As the debate about USDA funding for FY 2024 drags on, Sens. Jon Tester and Chuck Grassley have joined forces to press their fellow senators to oppose any policy riders that would block USDA from dealing with competition challenges through the Packers and Stockyards Act.

Tester, D-Mont., and Grassley, R-Iowa, wrote a letter to fellow senators on the situation. Right now, the House appropriations bill for USDA includes language that would prevent USDA from spending any money further drafting or implementing new competition rules under the P&S Act.

The increasingly consolidated meatpacking industry has "a concerning pattern of running roughshod over our nation's anti-trust laws," the senators wrote.

"Right now in the United States, four companies control over 80% of domestic beef processing, 60% of domestic hog processing, and 50% of domestic poultry processing. This level of concentration is a bad deal for consumers and a bad deal for family farmers and ranchers."

They added that the meatpackers have recorded record profits in recent years while livestock producers struggled and consumers paid higher prices. "The level of market concentration makes it too easy for these companies to engage in price-fixing tactics."

There are not enough "cops on the beat" to prevent some of the anticompetitive actions by meatpackers, the senators wrote. "There are also not current sufficient rules in place at USDA to hold them accountable to consumers and producers."

The letter from Tester and Grassley is similar to one sent the previous week by the National Farmers Union and several other organizations to the chairs and ranking members of the House and Senate Appropriations Committees also asking Congress not to include any riders that would block changes to the P&S Act enforcement. NFU noted Congress used similar tactics during the Obama administration to essentially halt the rulemaking process.

"The policy rider would not only halt implementation and finalization of the completed rules but would also endanger the most essential aspects of the work to strengthen the P&S Act. USDA is expected to propose a more comprehensive rule addressing abuses in the contract poultry growing system and a rule clarifying USDA's long-standing interpretation that it is unnecessary under the P&S Act to demonstrate industry-wide harm to establish a violation of the Act," NFU and other groups wrote.

USDA has three different P&S rules sitting in the cue at the White House Office of Management and Budget (OMB).
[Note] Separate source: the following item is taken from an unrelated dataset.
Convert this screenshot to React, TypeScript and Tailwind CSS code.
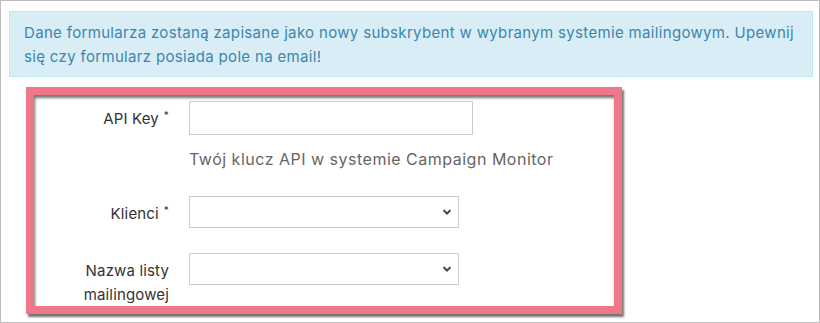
import React from 'react';

const FONT = { fontFamily: 'Inter, "Noto Sans", "Liberation Sans", sans-serif' };

// chevron used by the native-looking selects
const Chevron: React.FC = () => (
  <svg
    width="10"
    height="7"
    viewBox="0 0 10 7"
    className="pointer-events-none absolute right-[7px] top-1/2 -translate-y-1/2"
  >
    <path d="M1.5 1.6 L5 5 L8.5 1.6" fill="none" stroke="#444" strokeWidth="2" />
  </svg>
);

const Label: React.FC<{ text: string; required?: boolean }> = ({ text, required }) => (
  <label className="w-[135px] shrink-0 pt-[6px] text-right text-[15px] leading-6 tracking-[0.15px] text-[#333]">
    {text}
    {required && <sup className="ml-[5px] text-[10px] text-[#333]">*</sup>}
  </label>
);

const SelectBox: React.FC = () => (
  <div className="relative w-[270px]">
    <select className="h-[32px] w-full appearance-none border border-[#ccc] bg-white px-2 text-[15px] text-[#333] outline-none">
      <option value=""></option>
    </select>
    <Chevron />
  </div>
);

export default function App() {
  return (
    <div style={FONT} className="h-[323px] w-[820px] overflow-hidden border border-[#bdbdbd] bg-white">
      {/* info alert */}
      <div className="ml-[8px] mr-[6px] mt-[10px] border border-[#bce8f1] bg-[#d9edf7] pb-[7px] pl-[14px] pr-[4px] pt-[9px] text-[15px] leading-6 tracking-[0.33px] text-[#3a87ad]">
        <span className="whitespace-nowrap">
          Dane formularza zostaną zapisane jako nowy subskrybent w wybranym systemie mailingowym. Upewnij
        </span>
        <br />
        się czy formularz posiada pole na email!
      </div>

      {/* highlighted form */}
      <div className="ml-[25px] mt-[10px] h-[227px] w-[596px] border-[8px] border-[#ef7788] bg-white shadow-[2px_3px_2px_rgba(0,0,0,0.55),inset_1px_3px_3px_rgba(0,0,0,0.55)]">
        <div className="flex flex-col gap-[25px] pt-[6px]">
          <div className="flex gap-[20px]">
            <Label text="API Key" required />
            <div className="flex flex-col">
              <input type="text" className="h-[34px] w-[284px] border border-[#ccc] bg-white px-2 outline-none" />
              <p className="mt-[12px] whitespace-nowrap text-[16px] leading-6 tracking-[0.5px] text-[#666]">
                Twój klucz API w systemie Campaign Monitor
              </p>
            </div>
          </div>

          <div className="flex gap-[20px]">
            <Label text="Klienci" required />
            <SelectBox />
          </div>

          <div className="flex gap-[20px]">
            <Label text="Nazwa listy mailingowej" />
            <div className="self-start">
              <SelectBox />
            </div>
          </div>
        </div>
      </div>
    </div>
  );
}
-- A potential final rule has been there since Oct. 17, 2023. That's the "Inclusive Competition and Market Integrity Under the Packers and Stockyards Act" rule. It spells out when certain conduct by packers, swine contractors or live poultry dealers is considered "unfair, preferential, unjustly discriminatory or deceptive."
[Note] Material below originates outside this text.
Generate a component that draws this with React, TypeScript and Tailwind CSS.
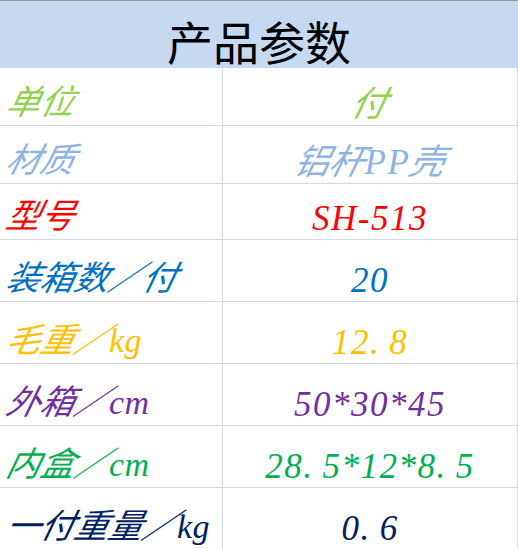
import React from "react";

type Row = { label: string; value: string; color: string; h: string };

const ROWS: Row[] = [
  { label: "单位", value: "付", color: "text-[#92d050]", h: "h-[58px]" },
  { label: "材质", value: "铝杆PP壳", color: "text-[#8eb4e3]", h: "h-[58px]" },
  { label: "型号", value: "SH-513", color: "text-[#ff0000]", h: "h-[56px]" },
  { label: "装箱数／付", value: "20", color: "text-[#0070c0]", h: "h-[62px]" },
  { label: "毛重／kg", value: "12.8", color: "text-[#ffc000]", h: "h-[62px]" },
  { label: "外箱／cm", value: "50*30*45", color: "text-[#7030a0]", h: "h-[62px]" },
  { label: "内盒／cm", value: "28.5*12*8.5", color: "text-[#00b050]", h: "h-[62px]" },
  { label: "一付重量／kg", value: "0.6", color: "text-[#002060]", h: "h-[62px]" },
];

// CJK font has no italic, so slant those runs by hand; half-width dot keeps "12. 8" gap
function Slanted({ text }: { text: string }) {
  return (
    <>
      {text.split(/([\u3000-\u9fff\uff00-\uffef]+|\.)/).map((part, i) => {
        if (!part) return null;
        if (part === ".") return <span key={i} className="inline-block w-[0.55em]">.</span>;
        if (/[\u3000-\u9fff\uff00-\uffef]/.test(part))
          return (
            <span key={i} className="inline-block -skew-x-[13deg] tracking-normal">
              {part}
            </span>
          );
        return <span key={i}>{part}</span>;
      })}
    </>
  );
}

export default function App() {
  return (
    <div className="w-[518px] h-[549px] overflow-hidden bg-white">
      <div className="h-[68px] bg-[#c5d9f1] border-t border-[#9a9a9a] flex items-end justify-center pb-[5px]">
        <span className="text-[46px] leading-none text-black font-['Noto_Sans_CJK_SC',sans-serif]">
          产品参数
        </span>
      </div>
      {ROWS.map((r) => (
        <div
          key={r.label}
          className={`grid grid-cols-[223px_295px] border-b border-[#d0d7e5] ${r.h} ${r.color}`}
        >
          <div className="border-r border-[#d0d7e5] flex items-end pl-[7px] pb-[5px] overflow-hidden">
            <span className="text-[34px] leading-none italic tracking-[0.5px] whitespace-nowrap font-['Liberation_Serif','Noto_Sans_CJK_SC',serif]">
              <Slanted text={r.label} />
            </span>
          </div>
          <div className="border-r border-[#d0d7e5] flex items-end justify-center pb-[3px] overflow-hidden">
            <span className="text-[35px] leading-none italic tracking-[1.5px] whitespace-nowrap font-['Liberation_Serif','Noto_Sans_CJK_SC',serif]">
              <Slanted text={r.value} />
            </span>
          </div>
        </div>
      ))}
    </div>
  );
}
-- A proposed rule sent to OMB on Dec. 18, 2023, would spell out unfair practices, undue preferences and "harm to competition." That proposed rule would deal with the thorny issue that has been a long-time stumbling block for producers attempting to sue meatpackers over unfair practices. Federal courts often refer back to the P&S Act and declare that a packer's act against a single producer did not cause "harm to competition." The proposed rule would seek to change that standard.

-- Another proposed rule would address problems with the way poultry producers are paid and disparities in the tournament system for poultry pay as well as address demands by poultry integrators that growers make capital improvements to their operations. That proposed rule also was filed at OMB on Dec. 18, 2023.

DTN reported in December that producer groups and antitrust advocates who support the rule changes are concerned about the slow pace and possible policy rider. See " Stronger Enforcement of Packers & Stockyard Act Jeopardized by Slow Pace of Rules" here: https://www.dtnpf.com/….

Reflecting that this is a regulatory battle going back now 16 years, the senators wrote, "Congress must reject the latest push by these special interests to attach a rider to the FY 2024 Agriculture Appropriations bill to once again block USDA from implementing the 2008 bipartisan Farm Bill reforms."

Congress will come back in session this week to determine how to reach a deal on spending bills by the end of the week. USDA, EPA, the Department of Transportation and a few other agencies could see their funding expire on March 1. Other agencies such as Defense, Labor, Interior, Homeland Security, Education and Health and Human Services have until March 8.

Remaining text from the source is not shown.